A bequiling illusion5
Mr. Chua's novel is both compelling and jarring. One thread of the narrative is a coy, enticing peek into the underbelly of Thailand's sexual trade that invites as it sickens. Simultaneously, another thread accusingly points out the rape of the country and its people by both Western invasion and internal greed. The narrator's native land is not what he wants it to be, nor can it ever be. As he bitterly discovers -- aiming his distaste at his prostituted homeland and, through manipulations of narrative structure, his prostituted self -- one can never go home. One can, however, discover some rather ugly truths about oneself on the trip.

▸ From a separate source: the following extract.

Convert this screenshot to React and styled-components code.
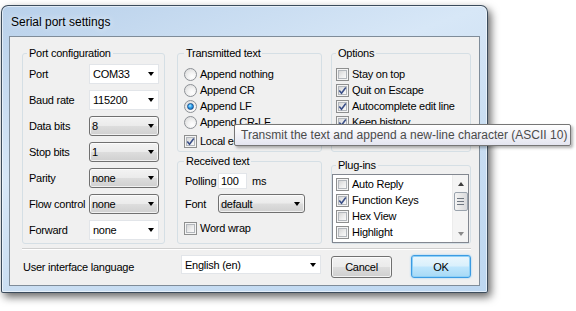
import React from 'react';
import styled, { createGlobalStyle } from 'styled-components';

const Global = createGlobalStyle`
  html, body { margin: 0; padding: 0; background: #fff; }
  body {
    font-family: "Liberation Sans", Arial, sans-serif;
    font-size: 11px;
    letter-spacing: -0.25px;
    color: #000;
  }
  *, *::before, *::after { box-sizing: border-box; }
`;

const Page = styled.div`
  position: relative;
  width: 576px;
  height: 311px;
  padding: 5px 0 0 1px;
  overflow: hidden;
`;

const Window = styled.div`
  width: 487px;
  height: 288px;
  border: 1px solid rgba(35, 50, 66, 0.85);
  border-radius: 7px 7px 2px 2px;
  background: linear-gradient(160deg, #b8d0ea 0%, #d7e7f7 38%, #cadef2 62%, #bdd7f1 100%);
  box-shadow: 3px 4px 8px rgba(0, 0, 0, 0.6), inset 0 0 0 1px rgba(255, 255, 255, 0.55);
  padding: 0 7px 6px 7px;
  display: flex;
  flex-direction: column;
`;

const TitleBar = styled.div`
  height: 30px;
  display: flex;
  align-items: center;
  padding: 2px 0 0 2px;
`;

const Title = styled.span`
  font-size: 12px;
  letter-spacing: 0;
  text-shadow: 0 0 6px rgba(255, 255, 255, 0.9);
`;

const Client = styled.div`
  flex: 1;
  border: 1px solid #7f8c99;
  background: #f0f0f0;
  padding: 9px 8px 7px 12px;
  display: flex;
  flex-direction: column;
`;

const Columns = styled.div`
  display: flex;
  align-items: flex-start;
`;

const Column = styled.div`
  width: ${p => p.$w}px;
  margin-left: ${p => p.$ml || 0}px;
  display: flex;
  flex-direction: column;
  gap: ${p => p.$gap || 0}px;
`;

const Group = styled.fieldset`
  margin: 0;
  min-width: 0;
  height: ${p => p.$h}px;
  padding: ${p => p.$pad};
  border: 1px solid #d5dfe5;
  border-radius: 3px;
`;

const Legend = styled.legend`
  padding: 0 2px;
  margin-left: ${p => p.$ml || 0}px;
  line-height: 14px;
`;

const FieldGrid = styled.div`
  display: grid;
  grid-template-columns: 61px 70px;
  grid-auto-rows: 20px;
  row-gap: 6px;
  align-items: center;
`;

const Label = styled.span`
  width: ${p => (p.$w ? `${p.$w}px` : 'auto')};
  flex-shrink: 0;
  padding-left: 1px;
  white-space: nowrap;
`;

const Combo = styled.div`
  display: flex;
  align-items: center;
  width: ${p => p.$w}px;
  height: ${p => p.$h || 20}px;
  padding-left: ${p => (p.$list ? 2 : 3)}px;
  border: 1px solid ${p => (p.$list ? '#707070' : '#e2e5e9')};
  border-radius: ${p => (p.$list ? 3 : 0)}px;
  background: ${p =>
    p.$list
      ? 'linear-gradient(#f3f3f3 0%, #ebebeb 48%, #dddddd 52%, #d0d0d0 100%)'
      : '#fff'};
  box-shadow: ${p => (p.$list ? 'inset 0 0 0 1px rgba(255,255,255,0.7)' : 'none')};
`;

const Arrow = styled.span`
  margin-left: ${p => (p.$center ? 0 : 'auto')};
  margin-right: ${p => (p.$center ? 0 : 4)}px;
  width: 0;
  height: 0;
  border-left: 3.5px solid transparent;
  border-right: 3.5px solid transparent;
  border-top: 4px solid ${p => p.$c || '#000'};
`;

const UpArrow = styled.span`
  width: 0;
  height: 0;
  border-left: 3.5px solid transparent;
  border-right: 3.5px solid transparent;
  border-bottom: 4px solid ${p => p.$c || '#000'};
`;

const OptionList = styled.div`
  display: flex;
  flex-direction: column;
`;

const OptionRow = styled.label`
  display: flex;
  align-items: center;
  gap: 3px;
  height: 16px;
  margin-top: ${p => p.$mt || 0}px;
  white-space: nowrap;
`;

const Radio = styled.span`
  position: relative;
  width: 13px;
  height: 13px;
  flex-shrink: 0;
  border-radius: 50%;
  border: 1px solid #8d9196;
  background: radial-gradient(circle at 65% 70%, #ffffff 0%, #f4f4f4 35%, #d6d6d6 100%);
  &::after {
    content: '';
    display: ${p => (p.$checked ? 'block' : 'none')};
    position: absolute;
    left: 2px;
    top: 2px;
    width: 7px;
    height: 7px;
    border-radius: 50%;
    border: 1px solid #1a4f8e;
    background: radial-gradient(circle at 40% 35%, #b9ecff 0%, #35a6f0 40%, #0b5ea8 100%);
  }
`;

const Box = styled.span`
  display: flex;
  align-items: center;
  justify-content: center;
  width: 13px;
  height: 13px;
  flex-shrink: 0;
  border: 1px solid #8e8f8f;
  background: #f4f4f4;
  & > span {
    width: 9px;
    height: 9px;
    border: 1px solid #b3b7bc;
    background: linear-gradient(135deg, #d6d6d6 0%, #ececec 55%, #fafafa 100%);
    position: relative;
  }
  & svg {
    position: absolute;
    left: -2px;
    top: -2px;
  }
`;

const Check = ({ checked }) => (
  <Box>
    <span>
      {checked && (
        <svg width="11" height="11" viewBox="0 0 11 11">
          <path d="M2.3 5.6 L4.5 8.2 L8.8 2.4" fill="none" stroke="#3a4f88" strokeWidth="1.6" />
        </svg>
      )}
    </span>
  </Box>
);

const Row = styled.div`
  display: flex;
  align-items: center;
  height: ${p => p.$h}px;
  margin-top: ${p => p.$mt || 0}px;
`;

const EditBox = styled.div`
  width: ${p => p.$w}px;
  height: ${p => p.$h}px;
  border: 1px solid #e2e5e9;
  background: #fff;
  padding-left: 2px;
  display: flex;
  align-items: center;
`;

const Unit = styled.span`
  margin-left: 5px;
`;

const ListBox = styled.div`
  display: flex;
  height: 69px;
  margin-top: 2px;
  border: 1px solid #828790;
  background: #fff;
  overflow: hidden;
`;

const Items = styled.div`
  flex: 1;
  padding: 1px 0 0 3px;
`;

const ScrollBar = styled.div`
  width: 16px;
  display: flex;
  flex-direction: column;
  align-items: center;
  background: #f4f4f4;
  border-left: 1px solid #ececec;
`;

const ScrollButton = styled.div`
  height: 17px;
  width: 100%;
  display: flex;
  align-items: center;
  justify-content: center;
`;

const Thumb = styled.div`
  width: 14px;
  height: 19px;
  border: 1px solid #9aa3ad;
  border-radius: 2px;
  background: linear-gradient(90deg, #f4f4f4, #e6e6e6 50%, #d9dadd);
  display: flex;
  flex-direction: column;
  align-items: center;
  justify-content: center;
  gap: 2px;
  & > i {
    display: block;
    width: 7px;
    height: 1px;
    background: #6e7680;
  }
`;

const Track = styled.div`
  flex: 1;
`;

const Separator = styled.div`
  margin-top: 4px;
  height: 2px;
  border-top: 1px solid #cfcfcf;
  border-bottom: 1px solid #fff;
`;

const BottomRow = styled.div`
  margin-top: 5px;
  height: 23px;
  display: grid;
  grid-template-columns: 155px 154px 140px;
  align-items: center;
`;

const ComboCell = styled.div`
  align-self: start;
  padding-left: 4px;
`;

const Buttons = styled.div`
  display: flex;
  justify-content: space-between;
  height: 23px;
`;

const Button = styled.button`
  font: inherit;
  letter-spacing: inherit;
  color: #000;
  width: ${p => p.$w}px;
  height: ${p => p.$h}px;
  margin-top: ${p => p.$mt || 0}px;
  padding: 0;
  border-radius: 3px;
  border: 1px solid ${p => (p.$default ? '#3c9be2' : '#707070')};
  background: ${p =>
    p.$default
      ? 'linear-gradient(#eaf6fd 0%, #d9f0fc 48%, #bee6fd 52%, #a7d9f5 100%)'
      : 'linear-gradient(#f2f2f2 0%, #ebebeb 48%, #dddddd 52%, #cfcfcf 100%)'};
  box-shadow: ${p =>
    p.$default
      ? 'inset 0 0 0 1px #8ed0f7, 0 0 2px #7cc6f5'
      : 'inset 0 0 0 1px rgba(255,255,255,0.75)'};
`;

const Tooltip = styled.div`
  position: absolute;
  left: 234px;
  top: 124px;
  width: 337px;
  height: 22px;
  display: flex;
  align-items: center;
  padding-left: 6px;
  font-size: 12px;
  letter-spacing: 0;
  color: #4b4b4b;
  white-space: nowrap;
  border: 1px solid #767676;
  border-radius: 2px;
  background: linear-gradient(#ffffff, #e4e5f0);
  box-shadow: 2px 2px 3px rgba(0, 0, 0, 0.3);
`;

const portRows = [
  ['Port', 'COM33', false],
  ['Baud rate', '115200', false],
  ['Data bits', '8', true],
  ['Stop bits', '1', true],
  ['Parity', 'none', true],
  ['Flow control', 'none', true],
  ['Forward', 'none', false],
];

const radios = [
  ['Append nothing', false],
  ['Append CR', false],
  ['Append LF', true],
  ['Append CR-LF', false],
];

const options = [
  ['Stay on top', false],
  ['Quit on Escape', true],
  ['Autocomplete edit line', true],
  ['Keep history', true],
];

const plugins = [
  ['Auto Reply', false],
  ['Function Keys', true],
  ['Hex View', false],
  ['Highlight', false],
  ['', false],
];

export default function App() {
  return (
    <Page>
      <Global />
      <Window>
        <TitleBar>
          <Title>Serial port settings</Title>
        </TitleBar>
        <Client>
          <Columns>
            <Column $w={143}>
              <Group $h={198} $pad="4px 5px 0 5px">
                <Legend $ml={-1}>Port configuration</Legend>
                <FieldGrid>
                  {portRows.map(([label, value, list]) => (
                    <React.Fragment key={label}>
                      <Label>{label}</Label>
                      <Combo $w={70} $list={list}>
                        {value}
                        <Arrow />
                      </Combo>
                    </React.Fragment>
                  ))}
                </FieldGrid>
              </Group>
            </Column>

            <Column $w={145} $ml={12} $gap={2}>
              <Group $h={106} $pad="6px 5px 0 6px">
                <Legend>Transmitted text</Legend>
                <OptionList>
                  {radios.map(([label, checked]) => (
                    <OptionRow key={label}>
                      <Radio $checked={checked} />
                      {label}
                    </OptionRow>
                  ))}
                  <OptionRow $mt={3}>
                    <Check checked />
                    Local echo
                  </OptionRow>
                </OptionList>
              </Group>
              <Group $h={90} $pad="5px 5px 0 6px">
                <Legend>Received text</Legend>
                <Row $h={16}>
                  <Label $w={34}>Polling</Label>
                  <EditBox $w={29} $h={16}>100</EditBox>
                  <Unit>ms</Unit>
                </Row>
                <Row $h={19} $mt={5}>
                  <Label $w={34}>Font</Label>
                  <Combo $w={87} $h={19} $list>
                    default
                    <Arrow />
                  </Combo>
                </Row>
                <OptionRow $mt={7}>
                  <Check />
                  Word wrap
                </OptionRow>
              </Group>
            </Column>

            <Column $w={140} $ml={9} $gap={6}>
              <Group $h={106} $pad="6px 4px 0 4px">
                <Legend>Options</Legend>
                <OptionList>
                  {options.map(([label, checked]) => (
                    <OptionRow key={label}>
                      <Check checked={checked} />
                      {label}
                    </OptionRow>
                  ))}
                </OptionList>
              </Group>
              <Group $h={86} $pad="0 1px 0 0">
                <Legend $ml={4}>Plug-ins</Legend>
                <ListBox>
                  <Items>
                    {plugins.map(([label, checked], i) => (
                      <OptionRow key={i}>
                        <Check checked={checked} />
                        {label}
                      </OptionRow>
                    ))}
                  </Items>
                  <ScrollBar>
                    <ScrollButton>
                      <UpArrow $c="#3c3c3c" />
                    </ScrollButton>
                    <Thumb>
                      <i />
                      <i />
                      <i />
                    </Thumb>
                    <Track />
                    <ScrollButton>
                      <Arrow $c="#8a8a8a" $center />
                    </ScrollButton>
                  </ScrollBar>
                </ListBox>
              </Group>
            </Column>
          </Columns>

          <Separator />

          <BottomRow>
            <Label>User interface language</Label>
            <ComboCell>
              <Combo $w={140} $h={19}>
                English (en)
                <Arrow />
              </Combo>
            </ComboCell>
            <Buttons>
              <Button $w={61} $h={22} $mt={1}>Cancel</Button>
              <Button $w={60} $h={23} $default>OK</Button>
            </Buttons>
          </BottomRow>
        </Client>
      </Window>
      <Tooltip>Transmit the text and append a new-line character (ASCII 10)</Tooltip>
    </Page>
  );
}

Written in an clipped, disturbing style, Chua's vivid images of the world the narrator finds abroad are haunting and beautiful, falling easily across the pages like shiny marbles one wants to gather together but finds recklessly spilling onto the floor. Some reviewers have complained that the novel is not satisfying enough in reaching its ambitions, leaving readers wanting more. But I feel being intentionally deprived in this sense only underlines Chua's point: the culture of purchased sex and plentiful drugs is only a limited, temporary satisfaction for a person/nation being lead into self-destruction while searching in vain for lost foundations.

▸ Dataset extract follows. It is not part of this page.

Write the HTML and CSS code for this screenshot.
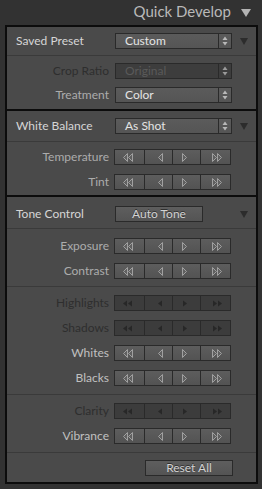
FILE: index.html
```html
<!DOCTYPE html>
<html>
<head>
<meta charset="utf-8">
<link rel="stylesheet" href="styles.css">
</head>
<body>
<svg class="sprite" aria-hidden="true">
  <defs>
    <symbol id="ell" viewBox="0 0 11 9"><polygon points="5.5,0.5 1.5,4.5 5.5,8.5"/><polygon points="10.5,0.5 6.5,4.5 10.5,8.5"/></symbol>
    <symbol id="el" viewBox="0 0 6 9"><polygon points="5.5,0.5 1.5,4.5 5.5,8.5"/></symbol>
    <symbol id="er" viewBox="0 0 6 9"><polygon points="0.5,0.5 4.5,4.5 0.5,8.5"/></symbol>
    <symbol id="err" viewBox="0 0 11 9"><polygon points="0.5,0.5 4.5,4.5 0.5,8.5"/><polygon points="5.5,0.5 9.5,4.5 5.5,8.5"/></symbol>
    <symbol id="dll" viewBox="0 0 11 9"><polygon points="5,1.5 1,4.5 5,7.5"/><polygon points="10,1.5 6,4.5 10,7.5"/></symbol>
    <symbol id="dl" viewBox="0 0 6 9"><polygon points="5,1.5 1,4.5 5,7.5"/></symbol>
    <symbol id="dr" viewBox="0 0 6 9"><polygon points="1,1.5 5,4.5 1,7.5"/></symbol>
    <symbol id="drr" viewBox="0 0 11 9"><polygon points="1,1.5 5,4.5 1,7.5"/><polygon points="6,1.5 10,4.5 6,7.5"/></symbol>
    <symbol id="spin" viewBox="0 0 6 10"><polygon points="0.5,4 3,0.5 5.5,4"/><polygon points="0.5,6 3,9.5 5.5,6"/></symbol>
    <symbol id="tri" viewBox="0 0 8 7"><polygon points="0,0 8,0 4,7"/></symbol>
  </defs>
</svg>

<div class="title">
  <span class="title-text">Quick Develop</span>
  <svg class="title-tri" viewBox="0 0 10 8"><polygon points="0,0 10,0 5,8"/></svg>
</div>

<div class="panel">
  <section class="sec sec1">
    <div class="shead">
      <span class="hlabel">Saved Preset</span>
      <div class="select"><span class="val">Custom</span><span class="spin"><svg class="spin-ico"><use href="#spin"/></svg></span></div>
      <svg class="stri"><use href="#tri"/></svg>
    </div>
    <div class="group g1a">
      <div class="row"><span class="lbl off">Crop Ratio</span><div class="select dis"><span class="val">Original</span><span class="spin"><svg class="spin-ico"><use href="#spin"/></svg></span></div></div>
      <div class="row"><span class="lbl">Treatment</span><div class="select"><span class="val">Color</span><span class="spin"><svg class="spin-ico"><use href="#spin"/></svg></span></div></div>
    </div>
  </section>

  <section class="sec sec2">
    <div class="shead">
      <span class="hlabel">White Balance</span>
      <div class="select"><span class="val">As Shot</span><span class="spin"><svg class="spin-ico"><use href="#spin"/></svg></span></div>
      <svg class="stri"><use href="#tri"/></svg>
    </div>
    <div class="group g2a">
      <div class="row"><span class="lbl">Temperature</span>
        <div class="bgroup"><span class="seg s1"><svg class="i2"><use href="#ell"/></svg></span><span class="seg s2"><svg class="i1"><use href="#el"/></svg></span><span class="seg s3"><svg class="i1"><use href="#er"/></svg></span><span class="seg s4"><svg class="i2"><use href="#err"/></svg></span></div>
      </div>
      <div class="row"><span class="lbl">Tint</span>
        <div class="bgroup"><span class="seg s1"><svg class="i2"><use href="#ell"/></svg></span><span class="seg s2"><svg class="i1"><use href="#el"/></svg></span><span class="seg s3"><svg class="i1"><use href="#er"/></svg></span><span class="seg s4"><svg class="i2"><use href="#err"/></svg></span></div>
      </div>
    </div>
  </section>

  <section class="sec sec3">
    <div class="shead">
      <span class="hlabel">Tone Control</span>
      <div class="btn">Auto Tone</div>
      <svg class="stri tone"><use href="#tri"/></svg>
    </div>
    <div class="group g3a">
      <div class="row"><span class="lbl">Exposure</span>
        <div class="bgroup"><span class="seg s1"><svg class="i2"><use href="#ell"/></svg></span><span class="seg s2"><svg class="i1"><use href="#el"/></svg></span><span class="seg s3"><svg class="i1"><use href="#er"/></svg></span><span class="seg s4"><svg class="i2"><use href="#err"/></svg></span></div>
      </div>
      <div class="row"><span class="lbl">Contrast</span>
        <div class="bgroup"><span class="seg s1"><svg class="i2"><use href="#ell"/></svg></span><span class="seg s2"><svg class="i1"><use href="#el"/></svg></span><span class="seg s3"><svg class="i1"><use href="#er"/></svg></span><span class="seg s4"><svg class="i2"><use href="#err"/></svg></span></div>
      </div>
    </div>
    <div class="group g3b">
      <div class="row"><span class="lbl off">Highlights</span>
        <div class="bgroup off"><span class="seg s1"><svg class="i2"><use href="#dll"/></svg></span><span class="seg s2"><svg class="i1"><use href="#dl"/></svg></span><span class="seg s3"><svg class="i1"><use href="#dr"/></svg></span><span class="seg s4"><svg class="i2"><use href="#drr"/></svg></span></div>
      </div>
      <div class="row"><span class="lbl off">Shadows</span>
        <div class="bgroup off"><span class="seg s1"><svg class="i2"><use href="#dll"/></svg></span><span class="seg s2"><svg class="i1"><use href="#dl"/></svg></span><span class="seg s3"><svg class="i1"><use href="#dr"/></svg></span><span class="seg s4"><svg class="i2"><use href="#drr"/></svg></span></div>
      </div>
      <div class="row"><span class="lbl hi">Whites</span>
        <div class="bgroup"><span class="seg s1"><svg class="i2"><use href="#ell"/></svg></span><span class="seg s2"><svg class="i1"><use href="#el"/></svg></span><span class="seg s3"><svg class="i1"><use href="#er"/></svg></span><span class="seg s4"><svg class="i2"><use href="#err"/></svg></span></div>
      </div>
      <div class="row"><span class="lbl hi">Blacks</span>
        <div class="bgroup"><span class="seg s1"><svg class="i2"><use href="#ell"/></svg></span><span class="seg s2"><svg class="i1"><use href="#el"/></svg></span><span class="seg s3"><svg class="i1"><use href="#er"/></svg></span><span class="seg s4"><svg class="i2"><use href="#err"/></svg></span></div>
      </div>
    </div>
    <div class="group g3c">
      <div class="row"><span class="lbl off">Clarity</span>
        <div class="bgroup off"><span class="seg s1"><svg class="i2"><use href="#dll"/></svg></span><span class="seg s2"><svg class="i1"><use href="#dl"/></svg></span><span class="seg s3"><svg class="i1"><use href="#dr"/></svg></span><span class="seg s4"><svg class="i2"><use href="#drr"/></svg></span></div>
      </div>
      <div class="row"><span class="lbl hi">Vibrance</span>
        <div class="bgroup"><span class="seg s1"><svg class="i2"><use href="#ell"/></svg></span><span class="seg s2"><svg class="i1"><use href="#el"/></svg></span><span class="seg s3"><svg class="i1"><use href="#er"/></svg></span><span class="seg s4"><svg class="i2"><use href="#err"/></svg></span></div>
      </div>
    </div>
    <div class="group g3d">
      <div class="resetrow"><div class="btn">Reset All</div></div>
    </div>
  </section>
</div>
</body>
</html>
```

FILE: styles.css
```css
* { box-sizing: border-box; }
html, body { margin: 0; padding: 0; }
body {
  background: #323232;
  font-family: Lato, "Open Sans", sans-serif;
  width: 262px;
  height: 489px;
  overflow: hidden;
}
.sprite { position: absolute; width: 0; height: 0; overflow: hidden; }

.title {
  height: 25px;
  display: flex;
  align-items: flex-start;
  justify-content: flex-end;
  padding-right: 11px;
  color: #b9b9b9;
}
.title-text {
  font-size: 15px;
  line-height: 18px;
  padding-top: 2px;
}
.title-tri {
  width: 10px;
  height: 8px;
  margin-top: 9px;
  margin-left: 10px;
  fill: #b3b3b3;
}

.panel {
  margin-left: 5px;
  width: 253px;
  border: 2px solid #0c0c0c;
  background: #4a4a4a;
}
.sec + .sec { border-top: 2px solid #0c0c0c; }

.shead {
  display: flex;
  align-items: center;
  padding: 6px 0 6px 9px;
}
.sec2 .shead { padding: 7px 0 7px 9px; }
.sec3 .shead { padding: 9px 0 6px 9px; }
.hlabel {
  width: 99px;
  color: #d6d6d6;
  font-size: 12px;
  line-height: 16px;
}
.stri {
  width: 8px;
  height: 7px;
  margin-left: 8px;
  fill: #2c2c2c;
}
.stri.tone { margin-left: 37px; }

.group {
  border-top: 1px solid #3a3a3a;
  display: flex;
  flex-direction: column;
  gap: 9px;
  padding: 8px 0;
}
.g1a { gap: 8px; padding: 7px 0 6px; }
.g2a { padding: 7px 0 5px; }
.g3a { padding: 9px 0 7px; }
.g3b { padding: 8px 0 8px; }
.g3c { padding: 8px 0 8px; }
.g3d { padding: 7px 0 6px; }

.row {
  display: flex;
  align-items: center;
  height: 16px;
}
.lbl {
  width: 102px;
  text-align: right;
  font-size: 12px;
  line-height: 16px;
  color: #acacac;
}
.lbl.hi { color: #c0c0c0; }
.lbl.off { color: #2e2e2e; }

.select {
  width: 117px;
  height: 16px;
  border: 1px solid #2a2a2a;
  background: linear-gradient(#5b5b5b, #555555);
  display: flex;
  color: #e4e4e4;
  font-size: 12px;
  line-height: 14px;
}
.row .select { margin-left: 6px; }
.select .val {
  width: 102px;
  padding-left: 9px;
}
.select .spin {
  width: 13px;
  border-left: 1px solid #2a2a2a;
  display: flex;
  align-items: center;
  justify-content: center;
}
.spin-ico { width: 6px; height: 10px; fill: #b8b8b8; }
.select.dis { background: #3d3d3d; color: #5a5a5a; }
.select.dis .spin-ico { fill: #9a9a9a; }

.bgroup {
  margin-left: 5px;
  width: 117px;
  height: 16px;
  display: flex;
  border: 1px solid #2a2a2a;
  background: linear-gradient(#5d5d5d, #535353);
}
.bgroup.off { background: #3c3c3c; }
.seg {
  display: flex;
  align-items: center;
  justify-content: flex-start;
}
.seg + .seg { border-left: 1px solid #2a2a2a; }
.s1 { width: 29px; padding-left: 7px; }
.s2 { width: 28px; padding-left: 12px; }
.s3 { width: 28px; padding-left: 9px; }
.s4 { width: 30px; padding-left: 11px; }
.i2 { width: 11px; height: 9px; }
.i1 { width: 6px; height: 9px; }
.bgroup svg { fill: #606060; stroke: #a0a0a0; stroke-width: 1; }
.bgroup.off svg { fill: #272727; stroke: none; }

.btn {
  width: 88px;
  height: 16px;
  border: 1px solid #2a2a2a;
  background: linear-gradient(#5e5e5e, #545454);
  color: #d2d2d2;
  font-size: 12px;
  line-height: 14px;
  text-align: center;
  text-shadow: 0 -1px 0 #303030;
}
.resetrow {
  display: flex;
  height: 16px;
  padding-left: 138px;
}
```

Pretentious racialist trash1
The colonizer here is a Malaysian-born New Yorker pursuing the inscrutable orientalized (Thai) hustler and taking out some of his aggressions on a European (Danish) tourist. Of course, the unnamed narrator considers himself a victim--not how most Malaysians regard families like his.

Wine turned blood, fantasy made real in brown flesh.5
"Its those vines. They always bring you back to the forest" (59). This book is the wine turned blood, fantasy made real in flesh. Vulgar. Hard. My ever-shifting diasporan world contextualized through Lawrence's haunting precision of an eye: Plaridel, Nueva York, Daly City, Maui. Violent Empowerment. Colonial Violence. History's infinite expanse recycled into stolen tongues, brownlands, coca leaves. Queens, prostitues and manlovers are humanized. Borderless maps drawn with history's desires. Lawrence constructs a blueprint for my kind's existence by narrating our real encounters. He is an architect of souls. I too am in love with his badboy, Thong. Thong can devour my dreams anytime. Lawrence is my twin. The only difference is he writes in pages, i live in them. The language of the book has got this beat. It brings me back to the ghetto lifestyle, WUTANG slicing their tracks and Nas verse-writing. Utang means debt where am from. Props. My newyorkcity summer feels like home as I pull the book away from my face. Browner!